The Great Whale Road is an interactive narrative game, with some lite-RPG and resource management aspects which also features turn-based tactical combat that is firmly set - thematically speaking - during the Viking Age.
The Great Whale Road is described by its creators – Sunburned Games – as a story-driven tactical RPG. While that description does a good job at condensing the game’s main characteristics into as few words as possible, it doesn’t really describe to the fullest what type of game The Great Whale Road actually is. That’s what this review will do, so pack a lunch and your favorite beverage, we’re going exploring The Great Whale Road.
An expanded short description of The Great Whale Road would be that it is an interactive narrative game, with some lite-RPG and resource management aspects which also features turn-based tactical combat that is firmly set – thematically speaking – during the Viking Age.
You take on the leadership of a Nordic village and in the final version of the game you’ll have a choice of three major Viking era cultures but in the current Early Access build you only have access to playing the Danes. Which is something that I would’ve most likely done anyway, seeing as how I live in Denmark, so that’s great for me.
Lite RPG and resource management aspects
As the leader you will be in charge of appointing your available manpower to take care of the various aspects of village life each year.

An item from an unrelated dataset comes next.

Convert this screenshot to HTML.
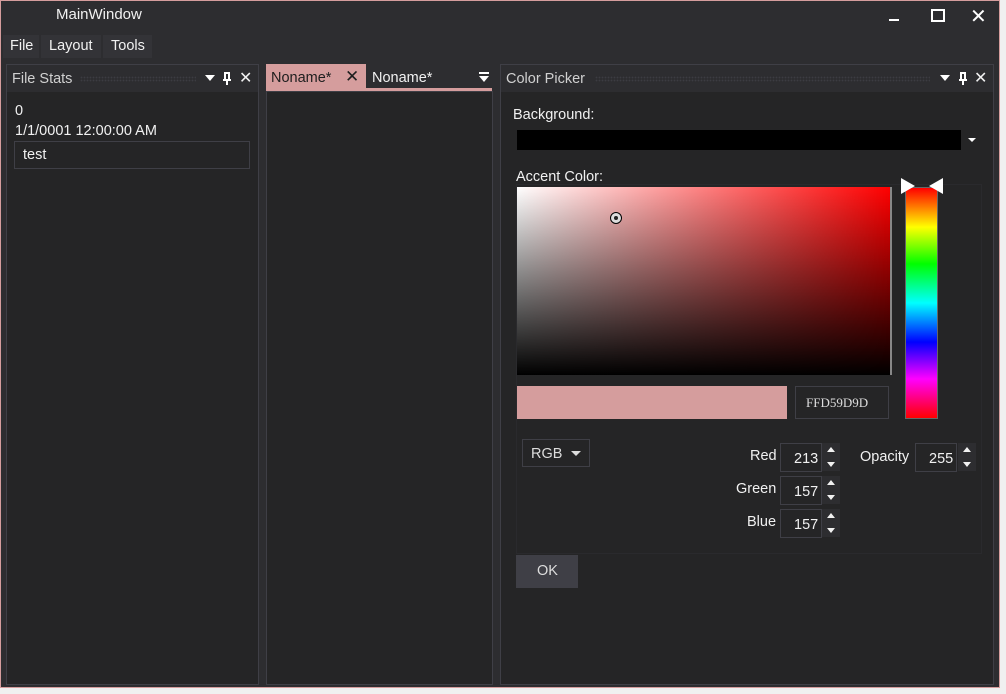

Obviously, depending on the circumstances, as well as on what you plan to do in the following year, you can focus more on some parts and less or none at all on some others.
Similarly you are the one who decides how much of anything you take with you on the ship while exploring.
You also decide which other characters, or Heroes, you take with you on adventures as part of your warband. Each hero has a particular type of specialization or proficiency and you need to play to their strengths in order to succeed however, you can outfit them with different weapons and armor.
Combat is turn-based, takes place on a hex grid – thank Odin the Wanderer for that – and makes use of playing cards as a means of buffing your party. Each Hero comes with a set of three cards, which cannot be changed, these are part of his or her specialization. All of the party’s cards get shuffled together and you can never have more than three in your hand at any given time.
Nothing out of the ordinary really, but the thing is, your Heroes are also cards which have to be played in order to have them take part in the action. This means that success in combat is extremely dependent on your luck of the draw, if you don’t draw at least two of your Hero cards in the first two turns, you’re kinda fucked. Your only hope is that the enemy also has had shit luck with his draw and make use of the Shuffle Card mechanic.
The Shuffle Card button allows you to shuffle your cards back into your deck and draw new ones on your next turn. This is a much easier thing to do than you might initially think because all ability cards can only be played from a particular turn onward, so if this is turn 1 and you have two turn 5 cards in your hand then you can, and should, reshuffle them, for a chance at getting some Hero cards next turn, or at least some lower numbered cards.
This being said, the combat itself is very exciting, the main goal being to defeat the enemy leader and keep yours alive. You can end fights where you’re outnumbered as long as you defeat their leader first.
Also defeat doesn’t mean death – despite what the animations show – just a decrease in health for those injured and a decrease in morale.
Healing and regaining morale is then done whenever you get to a settlement and can spend some days feasting and sleeping.
Interactive narrative games, or games that focus strongly on storytelling as a gameplay mechanic, tend to live or die by how well they can impart to their players their choice of theme and how well they create a genuine atmosphere.
In the realm of video games this is done by using sight and sound. In this case, the choice of art style and direction and the music and sound effects.
This is why I am glad that Sunburned Games took their time and created what seems to be a pretty clear art direction, all the various parts of the game fit great together in terms of art style. Not overly-detailed, because I imagine drawing and coloring all of those assets and backgrounds was neither cheap nor quick, but not simplistic either, The Great Whale Road’s illustrations and art style do more than enough in terms of creating a believable visual atmosphere.
But one cannot talk about atmosphere – whether we’re talking about a movie or a videogame – and ignore the other major part of it: sound.
The music in The Great Whale Road does nothing but the best of jobs to immerse the player into the viking era. While the game may lack voice actors overall, the music more than makes up for this. The individual tracks are as different as the various game mechanics are but at the same time they have a clear direction and inspiration, they fit together well.
The instrumental songs, created by Victor Riera, make use of string and air instruments, both of which we tend to associate strongly with the overall Middle Ages. They never feel repetitive or boring, even when the music loops during long sea voyages and I think the Great Whale Road soundtrack would be a good addition to your tabletop RPG session’s background music. In fact, you’ve been listening to my favorite one on a loop all throughout this video.
Now all of this being said, The Great Whale Road just launched into Early Access on Steam so I expect a lot of things to be changed and rebalanced as time goes on and as the devs get more feedback from the community. Not to mention that I’m looking forward to a crap-tonne more content to be added, but what is available at the moment is more than just promising, it’s a pretty solid gaming experience already which can only get bigger and better.